Entries supplied:
━━━━━━━━

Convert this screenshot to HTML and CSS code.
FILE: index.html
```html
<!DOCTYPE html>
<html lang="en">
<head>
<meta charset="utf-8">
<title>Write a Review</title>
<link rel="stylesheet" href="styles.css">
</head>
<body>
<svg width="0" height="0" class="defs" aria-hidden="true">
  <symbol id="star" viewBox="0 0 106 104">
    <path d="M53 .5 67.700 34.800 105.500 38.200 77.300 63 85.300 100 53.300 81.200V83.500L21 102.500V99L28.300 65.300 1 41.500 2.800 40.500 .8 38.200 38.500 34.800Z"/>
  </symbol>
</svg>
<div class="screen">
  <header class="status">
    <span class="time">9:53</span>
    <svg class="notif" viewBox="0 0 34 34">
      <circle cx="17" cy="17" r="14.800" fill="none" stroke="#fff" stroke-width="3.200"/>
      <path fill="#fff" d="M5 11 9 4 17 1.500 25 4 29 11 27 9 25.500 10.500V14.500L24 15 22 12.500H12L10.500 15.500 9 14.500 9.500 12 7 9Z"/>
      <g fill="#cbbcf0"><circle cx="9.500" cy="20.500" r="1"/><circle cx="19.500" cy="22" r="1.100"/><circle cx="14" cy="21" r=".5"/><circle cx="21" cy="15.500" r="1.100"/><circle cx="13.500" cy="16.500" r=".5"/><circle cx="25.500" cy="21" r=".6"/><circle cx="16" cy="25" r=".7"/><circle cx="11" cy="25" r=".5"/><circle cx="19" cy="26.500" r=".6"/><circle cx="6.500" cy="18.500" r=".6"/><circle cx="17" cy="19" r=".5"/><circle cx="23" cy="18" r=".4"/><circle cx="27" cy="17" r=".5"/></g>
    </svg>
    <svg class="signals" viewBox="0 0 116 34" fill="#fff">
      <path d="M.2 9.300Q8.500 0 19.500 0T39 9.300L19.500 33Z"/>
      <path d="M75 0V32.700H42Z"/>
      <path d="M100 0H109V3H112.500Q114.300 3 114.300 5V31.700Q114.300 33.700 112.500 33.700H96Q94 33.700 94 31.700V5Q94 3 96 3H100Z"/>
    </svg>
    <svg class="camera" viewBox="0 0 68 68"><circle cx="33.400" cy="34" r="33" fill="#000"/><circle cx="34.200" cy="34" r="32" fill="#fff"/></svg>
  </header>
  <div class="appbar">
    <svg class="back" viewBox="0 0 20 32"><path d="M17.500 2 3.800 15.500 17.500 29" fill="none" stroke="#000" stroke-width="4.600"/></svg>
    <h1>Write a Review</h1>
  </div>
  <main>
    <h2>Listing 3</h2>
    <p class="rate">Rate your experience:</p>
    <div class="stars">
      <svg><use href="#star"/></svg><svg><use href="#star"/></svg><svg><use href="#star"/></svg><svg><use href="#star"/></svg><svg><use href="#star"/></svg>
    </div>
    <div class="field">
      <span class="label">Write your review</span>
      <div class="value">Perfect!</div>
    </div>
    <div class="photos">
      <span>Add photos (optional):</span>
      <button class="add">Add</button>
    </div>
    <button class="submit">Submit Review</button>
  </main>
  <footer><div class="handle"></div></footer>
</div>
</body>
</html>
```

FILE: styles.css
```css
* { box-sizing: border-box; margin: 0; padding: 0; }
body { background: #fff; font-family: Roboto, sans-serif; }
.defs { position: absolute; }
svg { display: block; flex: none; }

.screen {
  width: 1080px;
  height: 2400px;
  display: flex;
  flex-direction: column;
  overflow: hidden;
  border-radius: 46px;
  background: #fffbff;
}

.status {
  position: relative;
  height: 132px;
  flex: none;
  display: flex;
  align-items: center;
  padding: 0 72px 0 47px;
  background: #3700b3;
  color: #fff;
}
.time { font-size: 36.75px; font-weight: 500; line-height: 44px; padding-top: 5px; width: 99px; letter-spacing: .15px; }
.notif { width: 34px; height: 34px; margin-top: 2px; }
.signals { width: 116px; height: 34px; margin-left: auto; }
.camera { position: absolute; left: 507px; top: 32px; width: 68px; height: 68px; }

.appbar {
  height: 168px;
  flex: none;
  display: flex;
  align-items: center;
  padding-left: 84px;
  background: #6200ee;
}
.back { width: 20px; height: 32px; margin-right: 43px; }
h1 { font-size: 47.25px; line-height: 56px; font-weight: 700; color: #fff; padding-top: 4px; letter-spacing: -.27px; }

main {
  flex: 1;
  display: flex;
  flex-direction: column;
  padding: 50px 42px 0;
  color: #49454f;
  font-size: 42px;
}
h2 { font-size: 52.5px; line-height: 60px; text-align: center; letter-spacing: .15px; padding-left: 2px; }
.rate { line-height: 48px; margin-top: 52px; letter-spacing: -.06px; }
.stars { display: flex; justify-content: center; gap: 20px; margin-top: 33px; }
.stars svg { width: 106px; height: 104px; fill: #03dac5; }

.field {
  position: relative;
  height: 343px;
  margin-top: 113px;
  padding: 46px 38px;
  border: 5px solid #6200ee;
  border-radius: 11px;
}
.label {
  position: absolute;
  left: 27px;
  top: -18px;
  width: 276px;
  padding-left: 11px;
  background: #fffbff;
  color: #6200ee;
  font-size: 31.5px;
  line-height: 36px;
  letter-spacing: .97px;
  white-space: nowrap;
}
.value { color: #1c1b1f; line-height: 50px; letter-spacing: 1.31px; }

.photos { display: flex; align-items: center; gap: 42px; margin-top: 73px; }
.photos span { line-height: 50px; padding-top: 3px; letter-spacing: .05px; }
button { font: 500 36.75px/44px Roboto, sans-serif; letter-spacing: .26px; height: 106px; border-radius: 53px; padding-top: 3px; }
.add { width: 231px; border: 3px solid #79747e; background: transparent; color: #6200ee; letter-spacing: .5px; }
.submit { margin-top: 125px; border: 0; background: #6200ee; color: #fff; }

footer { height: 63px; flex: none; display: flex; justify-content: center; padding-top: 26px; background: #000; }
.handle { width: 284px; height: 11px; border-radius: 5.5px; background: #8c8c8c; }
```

━━━━━━━━

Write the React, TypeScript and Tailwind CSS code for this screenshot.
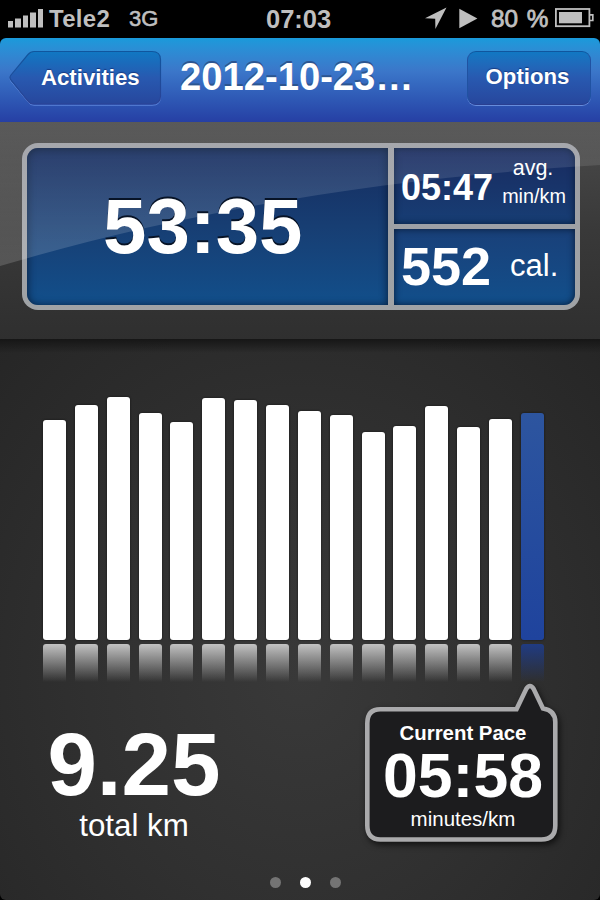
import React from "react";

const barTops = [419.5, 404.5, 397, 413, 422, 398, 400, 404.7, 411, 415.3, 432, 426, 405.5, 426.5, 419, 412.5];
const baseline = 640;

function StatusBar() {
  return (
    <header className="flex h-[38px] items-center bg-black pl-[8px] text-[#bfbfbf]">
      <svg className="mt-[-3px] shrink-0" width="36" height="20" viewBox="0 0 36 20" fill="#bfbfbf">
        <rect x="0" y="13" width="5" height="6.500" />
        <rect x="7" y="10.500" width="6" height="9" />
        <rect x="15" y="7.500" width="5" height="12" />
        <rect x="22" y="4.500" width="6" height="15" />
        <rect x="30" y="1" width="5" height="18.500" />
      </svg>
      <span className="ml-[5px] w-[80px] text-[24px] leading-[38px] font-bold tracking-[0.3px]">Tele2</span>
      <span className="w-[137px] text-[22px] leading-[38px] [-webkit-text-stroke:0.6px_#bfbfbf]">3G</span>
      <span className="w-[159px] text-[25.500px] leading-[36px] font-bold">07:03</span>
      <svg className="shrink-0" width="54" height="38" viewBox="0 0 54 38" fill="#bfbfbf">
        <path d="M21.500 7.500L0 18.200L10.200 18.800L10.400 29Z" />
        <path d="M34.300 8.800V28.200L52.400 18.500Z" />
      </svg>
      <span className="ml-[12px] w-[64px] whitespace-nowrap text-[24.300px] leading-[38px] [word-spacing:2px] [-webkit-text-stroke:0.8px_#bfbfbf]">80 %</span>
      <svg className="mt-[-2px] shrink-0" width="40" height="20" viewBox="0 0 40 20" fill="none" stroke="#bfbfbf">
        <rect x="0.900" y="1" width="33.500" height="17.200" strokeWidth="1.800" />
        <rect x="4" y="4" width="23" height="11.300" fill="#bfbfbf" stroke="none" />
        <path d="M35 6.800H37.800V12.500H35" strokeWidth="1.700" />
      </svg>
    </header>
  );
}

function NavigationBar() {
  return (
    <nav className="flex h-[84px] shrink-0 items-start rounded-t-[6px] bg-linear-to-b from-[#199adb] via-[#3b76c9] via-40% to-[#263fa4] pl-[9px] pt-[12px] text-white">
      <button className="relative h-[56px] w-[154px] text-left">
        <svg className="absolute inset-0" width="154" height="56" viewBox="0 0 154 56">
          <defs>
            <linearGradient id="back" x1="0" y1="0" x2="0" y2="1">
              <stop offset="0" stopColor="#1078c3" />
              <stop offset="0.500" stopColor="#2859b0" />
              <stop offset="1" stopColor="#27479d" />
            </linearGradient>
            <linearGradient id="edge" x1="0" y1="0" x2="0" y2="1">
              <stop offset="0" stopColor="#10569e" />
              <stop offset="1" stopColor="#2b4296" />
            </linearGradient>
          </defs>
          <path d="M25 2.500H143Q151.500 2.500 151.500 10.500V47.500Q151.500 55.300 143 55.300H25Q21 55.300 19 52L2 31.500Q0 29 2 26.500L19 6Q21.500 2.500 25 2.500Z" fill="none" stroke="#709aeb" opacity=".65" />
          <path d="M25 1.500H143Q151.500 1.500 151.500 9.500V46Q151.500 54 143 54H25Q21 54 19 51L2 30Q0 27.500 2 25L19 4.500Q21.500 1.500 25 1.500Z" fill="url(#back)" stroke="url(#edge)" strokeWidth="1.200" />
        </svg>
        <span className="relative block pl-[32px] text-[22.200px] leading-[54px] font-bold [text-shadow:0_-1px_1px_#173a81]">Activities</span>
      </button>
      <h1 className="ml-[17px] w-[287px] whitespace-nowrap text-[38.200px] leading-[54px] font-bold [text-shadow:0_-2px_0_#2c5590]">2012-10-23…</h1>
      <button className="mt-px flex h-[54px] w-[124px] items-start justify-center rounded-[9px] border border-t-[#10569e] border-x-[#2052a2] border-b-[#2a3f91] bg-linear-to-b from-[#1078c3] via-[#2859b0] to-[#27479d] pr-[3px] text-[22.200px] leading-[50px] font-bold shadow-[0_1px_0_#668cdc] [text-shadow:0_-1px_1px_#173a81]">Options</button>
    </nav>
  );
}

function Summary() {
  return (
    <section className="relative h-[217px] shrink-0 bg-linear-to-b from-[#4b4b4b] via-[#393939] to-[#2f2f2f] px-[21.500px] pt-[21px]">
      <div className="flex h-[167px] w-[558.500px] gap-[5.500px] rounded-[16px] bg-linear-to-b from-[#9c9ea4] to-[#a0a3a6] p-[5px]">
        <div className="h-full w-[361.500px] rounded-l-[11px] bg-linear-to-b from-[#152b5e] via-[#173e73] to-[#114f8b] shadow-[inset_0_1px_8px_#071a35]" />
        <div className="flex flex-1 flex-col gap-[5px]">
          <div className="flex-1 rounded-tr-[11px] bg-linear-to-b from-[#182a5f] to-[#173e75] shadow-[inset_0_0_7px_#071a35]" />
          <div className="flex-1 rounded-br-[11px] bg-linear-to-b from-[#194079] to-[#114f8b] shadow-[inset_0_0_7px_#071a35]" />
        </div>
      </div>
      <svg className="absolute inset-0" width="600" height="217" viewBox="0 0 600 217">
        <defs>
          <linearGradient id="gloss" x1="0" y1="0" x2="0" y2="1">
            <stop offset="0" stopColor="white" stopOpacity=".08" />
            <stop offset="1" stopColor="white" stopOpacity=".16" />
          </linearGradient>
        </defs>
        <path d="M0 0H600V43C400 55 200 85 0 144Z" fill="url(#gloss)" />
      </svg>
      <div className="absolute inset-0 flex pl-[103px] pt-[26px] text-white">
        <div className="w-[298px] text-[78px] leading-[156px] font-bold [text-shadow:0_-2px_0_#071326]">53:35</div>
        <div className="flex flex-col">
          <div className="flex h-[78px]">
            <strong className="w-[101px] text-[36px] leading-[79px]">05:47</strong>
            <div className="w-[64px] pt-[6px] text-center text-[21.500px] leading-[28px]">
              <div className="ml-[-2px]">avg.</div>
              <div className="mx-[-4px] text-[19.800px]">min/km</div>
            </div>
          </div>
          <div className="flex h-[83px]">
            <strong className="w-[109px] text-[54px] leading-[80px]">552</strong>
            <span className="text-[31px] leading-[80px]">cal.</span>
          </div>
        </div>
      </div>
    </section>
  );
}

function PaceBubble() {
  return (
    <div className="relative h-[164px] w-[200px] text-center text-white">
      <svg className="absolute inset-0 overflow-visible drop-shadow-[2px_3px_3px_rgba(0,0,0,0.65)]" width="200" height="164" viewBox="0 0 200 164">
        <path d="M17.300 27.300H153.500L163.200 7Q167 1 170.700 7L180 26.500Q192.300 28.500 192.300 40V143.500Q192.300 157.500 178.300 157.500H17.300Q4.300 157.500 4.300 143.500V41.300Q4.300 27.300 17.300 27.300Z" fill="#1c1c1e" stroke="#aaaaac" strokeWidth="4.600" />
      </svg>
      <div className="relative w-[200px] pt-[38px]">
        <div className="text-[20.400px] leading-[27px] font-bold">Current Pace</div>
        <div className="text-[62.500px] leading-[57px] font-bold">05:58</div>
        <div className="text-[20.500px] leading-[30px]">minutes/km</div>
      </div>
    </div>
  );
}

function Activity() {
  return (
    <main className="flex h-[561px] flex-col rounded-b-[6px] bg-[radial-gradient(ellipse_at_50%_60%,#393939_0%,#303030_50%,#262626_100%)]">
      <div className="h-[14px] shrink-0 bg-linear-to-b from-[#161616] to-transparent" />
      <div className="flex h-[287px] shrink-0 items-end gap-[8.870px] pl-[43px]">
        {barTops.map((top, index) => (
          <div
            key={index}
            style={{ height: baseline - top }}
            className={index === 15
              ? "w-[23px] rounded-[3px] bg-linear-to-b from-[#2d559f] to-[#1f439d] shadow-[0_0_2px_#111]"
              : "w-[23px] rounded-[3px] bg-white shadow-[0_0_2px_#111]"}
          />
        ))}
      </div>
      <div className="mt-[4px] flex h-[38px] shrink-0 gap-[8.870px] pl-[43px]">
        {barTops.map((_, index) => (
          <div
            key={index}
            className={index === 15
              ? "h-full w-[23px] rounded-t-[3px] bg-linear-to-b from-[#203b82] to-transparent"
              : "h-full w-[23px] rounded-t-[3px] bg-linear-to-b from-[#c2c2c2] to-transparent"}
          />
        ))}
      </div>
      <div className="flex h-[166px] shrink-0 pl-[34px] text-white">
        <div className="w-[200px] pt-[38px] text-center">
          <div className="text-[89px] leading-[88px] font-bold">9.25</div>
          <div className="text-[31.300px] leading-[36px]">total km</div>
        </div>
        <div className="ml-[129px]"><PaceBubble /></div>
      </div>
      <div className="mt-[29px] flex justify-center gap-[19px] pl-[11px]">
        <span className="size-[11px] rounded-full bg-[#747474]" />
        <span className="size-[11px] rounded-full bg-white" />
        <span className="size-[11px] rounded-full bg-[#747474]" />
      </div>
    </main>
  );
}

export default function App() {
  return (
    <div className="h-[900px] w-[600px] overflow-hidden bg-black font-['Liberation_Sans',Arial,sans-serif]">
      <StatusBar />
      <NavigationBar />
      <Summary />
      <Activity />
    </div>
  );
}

━━━━━━━━

Set task:
Transcribe only the lines from the line holding "Write the React, TypeScript" through the line holding "const baseline = 640;", inclusive, without any of the pictures.

Full solution:
Write the React, TypeScript and Tailwind CSS code for this screenshot.
import React from "react";

const barTops = [419.5, 404.5, 397, 413, 422, 398, 400, 404.7, 411, 415.3, 432, 426, 405.5, 426.5, 419, 412.5];
const baseline = 640;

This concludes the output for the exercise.